No, they aren’t openly forming circular firing squads like Republicans
do – progressives put their agenda above ego and public disagreement.
But they are worried because, while Obamacare was built to fail, it
wasn’t expected to fail so early. That failure puts at risk the
progressive dream of single-payer health care in the United States.
We are moving past the “cost estimate” stage of Obamacare into reality
of what Obamacare will mean to Americans’ pockets. As the state
exchanges get ready to go live on Tuesday, the Department of Health and
Human Services released the cost of insurance premiums for individuals
in some states, and the numbers aren’t good.
Sure, progressive “journalists,” such as New York Magazine’s Jonathan
Chait, took a thesaurus to White House press releases and published rewritten end zone dances,
featuring lines like, “I grant that glitches and setbacks have
occurred, mostly but not entirely because of fanatical Republican
sabotage effort.”
While Chait was claiming premium “savings” and declaring, “I have yet
to see a single conservative grapple with the positive developments,”
serious analysts such as the Manhattan Institute’s Avik Roy brought some
honesty to the table. He writes, “HHS compared what the Congressional
Budget Office projected rates might look like—in 2016—to its own
findings. Neither of those numbers tells you the stat that really
matters: how much rates will go up next year, under Obamacare, relative
to this year, prior to the law taking effect.”
In fact, Roy found that comparing apples to apples and not apples to
Subarus, “Obamacare will increase underlying insurance rates for younger
men by an average of 97 to 99 percent, and for younger women by an
average of 55 to 62 percent.”
When the comparison is an honest one it is not much of a “positive development.”

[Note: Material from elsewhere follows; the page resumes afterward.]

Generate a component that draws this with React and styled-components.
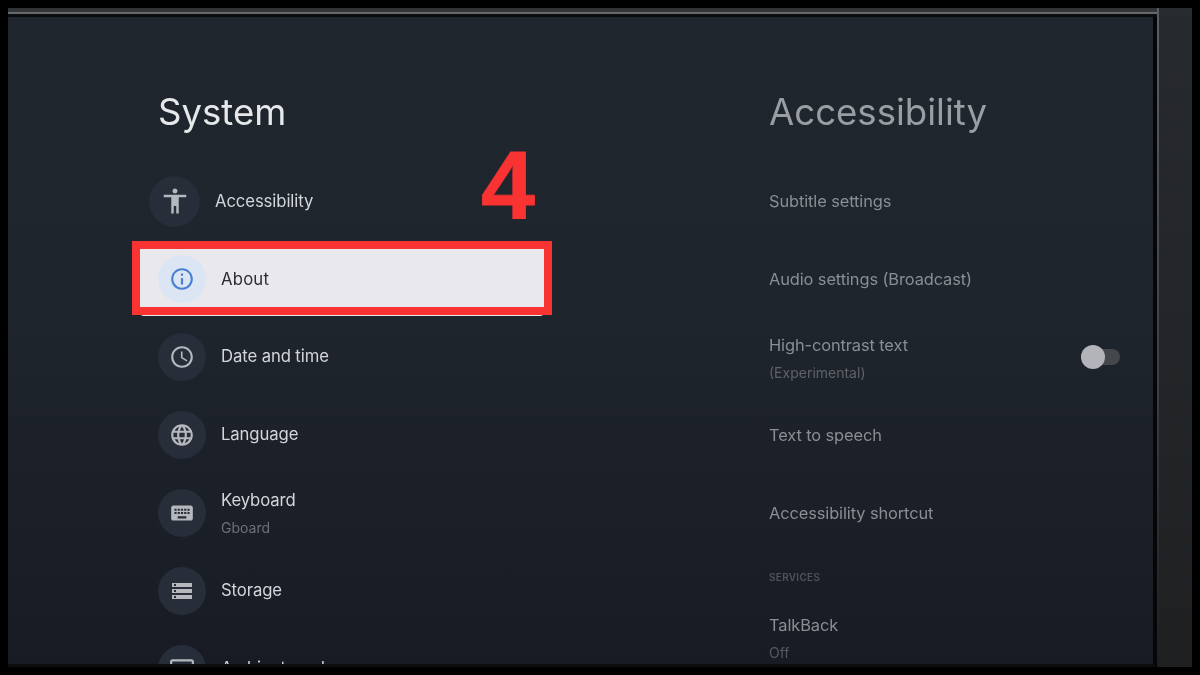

This fact has progressives worried. Obamacare was designed to fail, but
it was designed to fail eventually, not quickly. Progressives, with the
help of the media, would blame a failure a few years from now on the
“free market.” But failure from the start will force the blame fall
where is squarely belongs – on government control.

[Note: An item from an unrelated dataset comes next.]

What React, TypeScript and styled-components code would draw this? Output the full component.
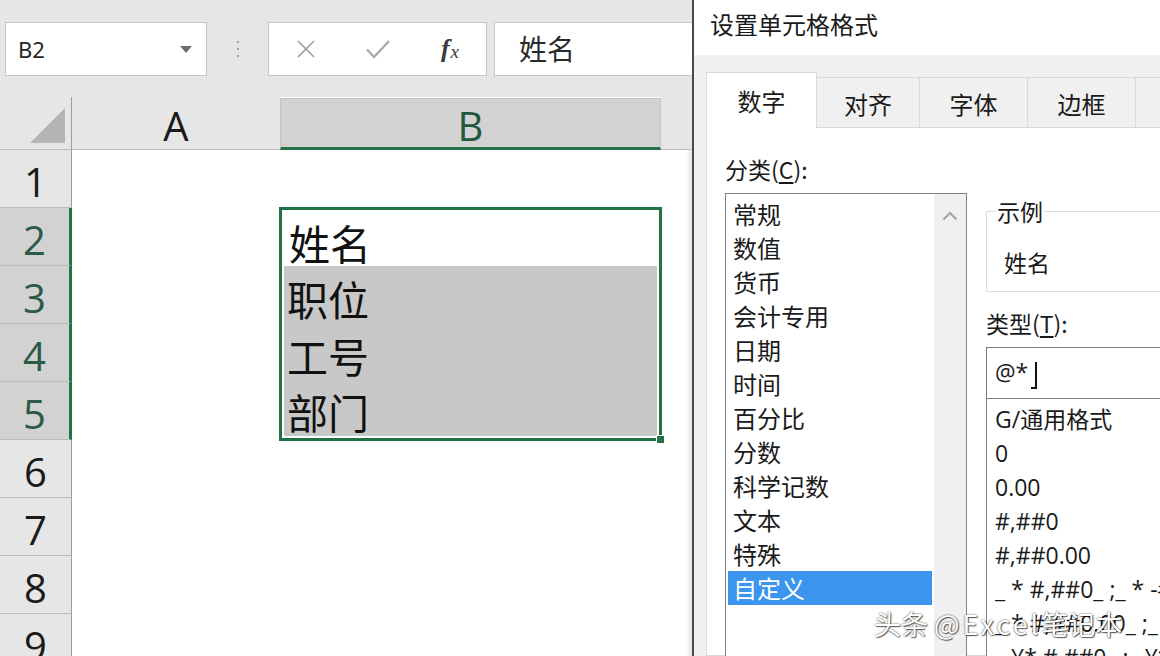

How, you may ask, could an exchange set up, governed and subsidized by a
government bureaucracy be called a “free market”? It’s already
happened.
When Walgreens announced it planned to drop the insurance it has been
providing employees because of Obamacare, none other than the Washington Post hailed it as a great development for them.

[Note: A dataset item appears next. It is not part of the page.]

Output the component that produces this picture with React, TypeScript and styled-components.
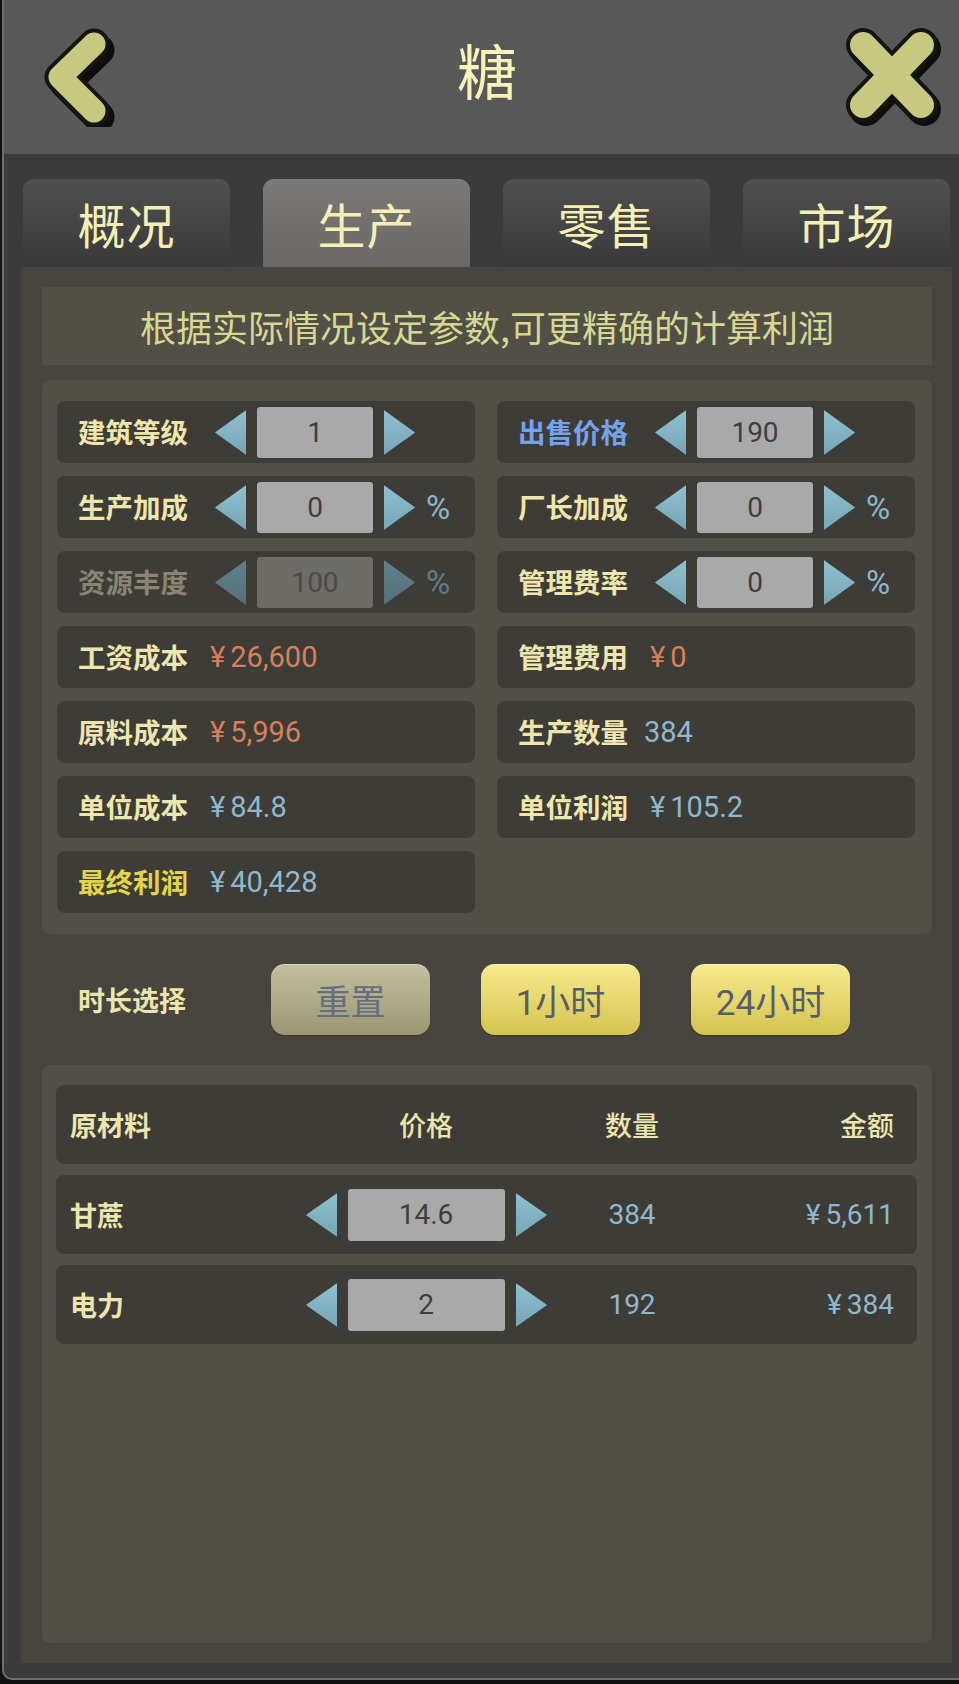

Those 160,000 employees would not be able to keep the plan they had if
they liked it, as the president repeatedly promised. Instead, they would
be “joining a growing list of large employers seeking to control costs
by having employees shop for coverage in a private marketplace.” (emphasis added)
Of course, there’s nothing “private” about it. But that lie is out there, with the credibility of none other than the Washington Post behind it. Which was the point. People who don’t pay attention will now be exposed to it, and it will spread.
Developments of this sort are now commonplace. The list of companies
dropping coverage or cutting hours to avoid Obamacare’s costs now number more than 300 and is growing every day.
With this growing pressure and increasing public realization of the
failures of Obamacare, its proponents are getting desperate. The plan is
in motion. The law is in place. No matter how much spin they put on it,
this lemon seems ready to collapse at the starting line. This is
leading to some unhinged behavior.
This week Sen. Harry Reid, D-Nev., called opponents of Obamacare “anarchists”
for working within the normal functions of government to defund it. The
president’s senior advisor, Dan Pfeiffer, said the White House is “not
for negotiating with people with a bomb strapped to their chest.”
Ironically, he said this Thursday, the day before the president
announced he’d spoken to the president of Iran, and while he is in the
midst of negotiating with Syria over chemical weapons. No to talking
with Republicans, yes to Iran and Syria.
Were the President a beer spokesman he might say, 'I don’t always
associate with terrorists, but when I do, I prefer they be real
terrorists and have been responsible for murdering Americans.' It’s
appropriate, I suppose, because he is the “worst president in the
world.”
The president himself is engaging in an ever-growing rhetorical
meltdown. In his continued effort to sell Obamacare to the public, he’s
been giving speeches about its virtues. Part of his rhetorical
repertoire is the claim that
“there's no serious evidence that the law … is holding back economic
growth." The absurdity of this lie can be explained only by desperation
or, as he has claimed in the cases of Fast & Furious and the IRS targeting of his political opponents, the president simply hasn’t read or seen any media stories about all the layoffs and cuts in hours.
As more of the train derails the rhetoric will become more desperate.
That’s why a one-year delay, the strategy being discussed now by
Republicans, shouldn’t be pursued. A delay gives Obamacare time, and
time is life. That’s why the president has delayed as many of the most
egregious parts of the law. The further away from launch it collapses
the more likely their plan to blame the private market is to work.
Republicans should be doing what they can to speed up the inevitable
collapse and suing to force the administration to have Obamacare
implemented as it is written, as they wrote and passed it. After all, as
they’ve been constantly reminding everyone, “It’s the law,” not “mostly
the law.”
What Sen. Ted Cruz, R-Texas, did this week was invaluable in that it
forced the problems the government created to the top of the
consciousness of the American public (though the media is trying to undo that damage).
But the collective attention span of the American people is short. In a
year or two it will be forgotten. The best chance to destroy Obamacare
is to get out of its way and let nature take its course.